Students in Swaziland are set to protest against the 'extravagant spending' of the 50/50 celebrations to mark the King's birthday and the anniversary of Independence from Britain.
The protest is due to take place on 12 April 2018, the anniversary of the proclamation that turned Swaziland from a democracy into a kingdom ruled by an absolute monarch.
In a statement (14 February 2018), the Swaziland National Union of Students (SNUS) said, 'The National Executive Committee noted two upcoming national events in the terms of double celebration (50/50 celebration) and National Elections as projects that has been historically synonymous with corruption and extravagant spending and depriving the people fundamental social services in the process. In accordance with the 2018 theme, the NEC resolved to stage a protest on the 12th of April against extravagant spending and corruption.'
Details of the protest have still to be finalised.
The 50/50 celebrations are to mark the 50th birthday this year of King Mwsati III, sub-Saharan Africa's last absolute monarch, and the 50th anniversary of Independence from Britain. It has already been announced that celebrations will take place on 19 April at Mavuso Trade and Exhibition Centre.
A budget of the equivalent of US$1.7 million has been given by the government. The Taiwan Government has donated US$1.3 million.
When similar celebrations took place in 2008 the cost of the so-called 40/40 celebrations overran by E32.6 million (about US$5 million at the then exchange rate). E17 million was budgeted but it ended up costing 'at least' E50.2 million. The exact figure is uncertain.
The celebrations took place at a time when Swaziland was under the pressure of savage financial cuts, imposed by the International Monetary Fund, after years of mismanagement of the economy by successive Swazi governments - all handpicked by King Mswati.

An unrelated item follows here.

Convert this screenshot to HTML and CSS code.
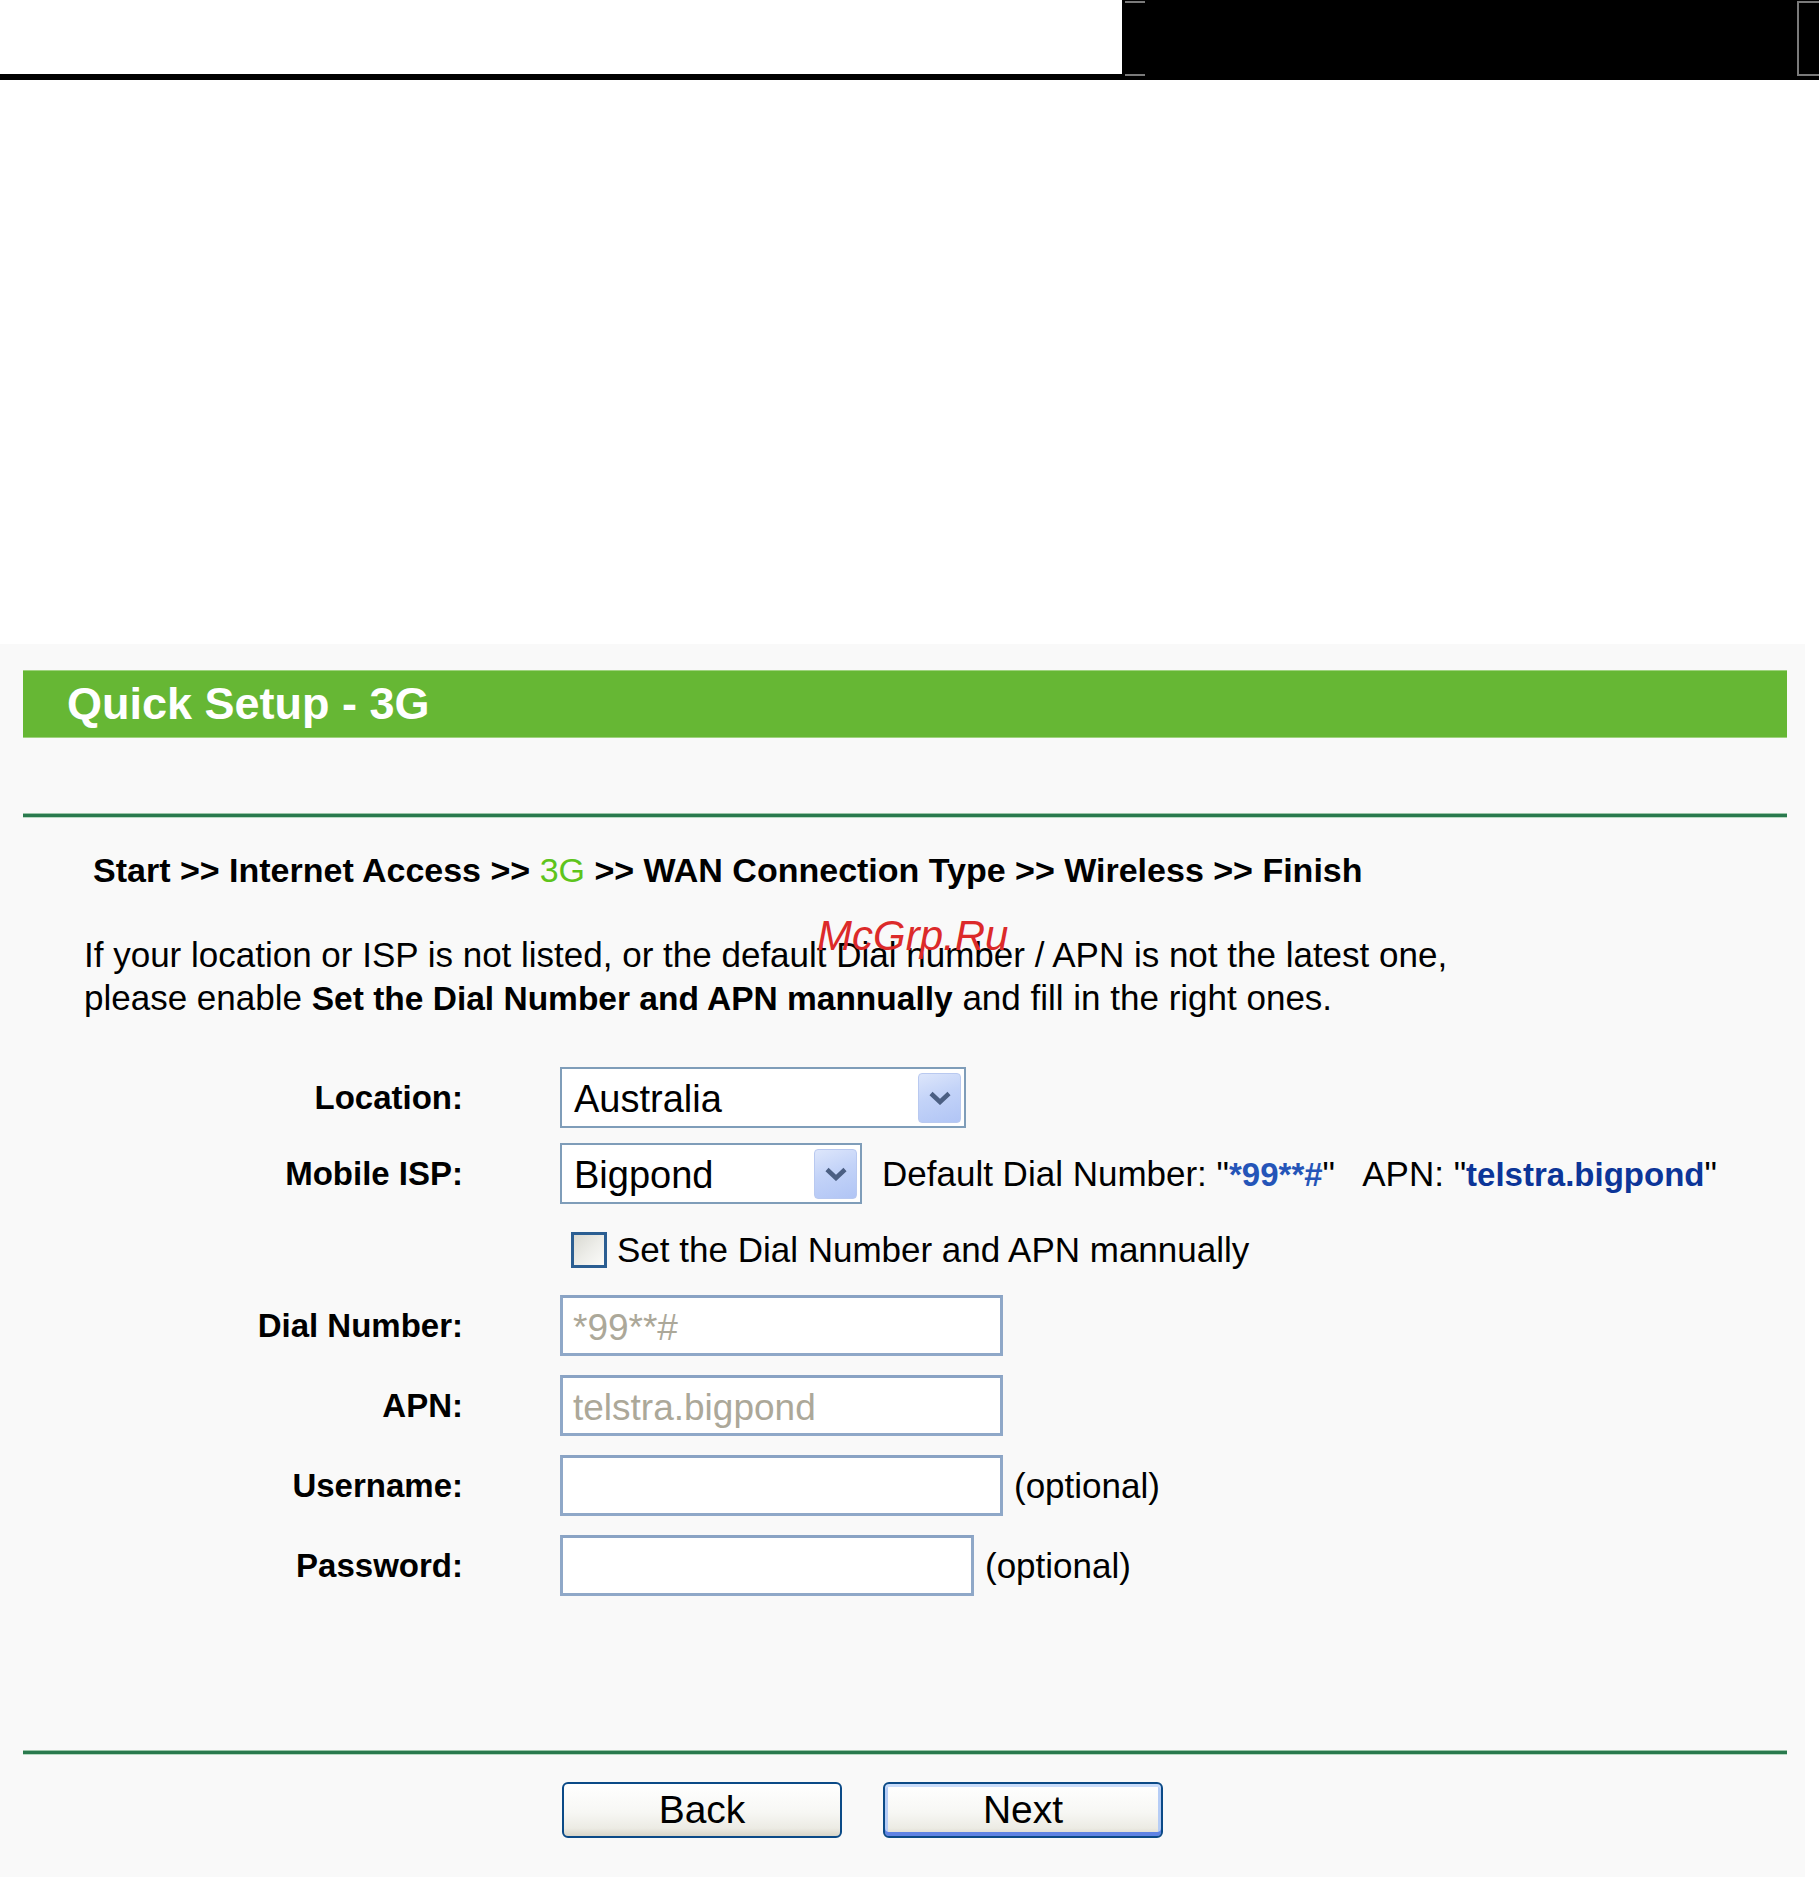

The intended SNUS protest is set for 12 April. This is an important date in Swaziland as it was on this day in 1973 that King Mswati's father King Sobuza II issued a Royal Decree that banned all political parties and put all legislative, executive and judicial power in the hands of the King. Despite a Constitution that came into effect in 2006, the Decree has not been withdrawn.
Protests are held each year on the anniversary of 12 April.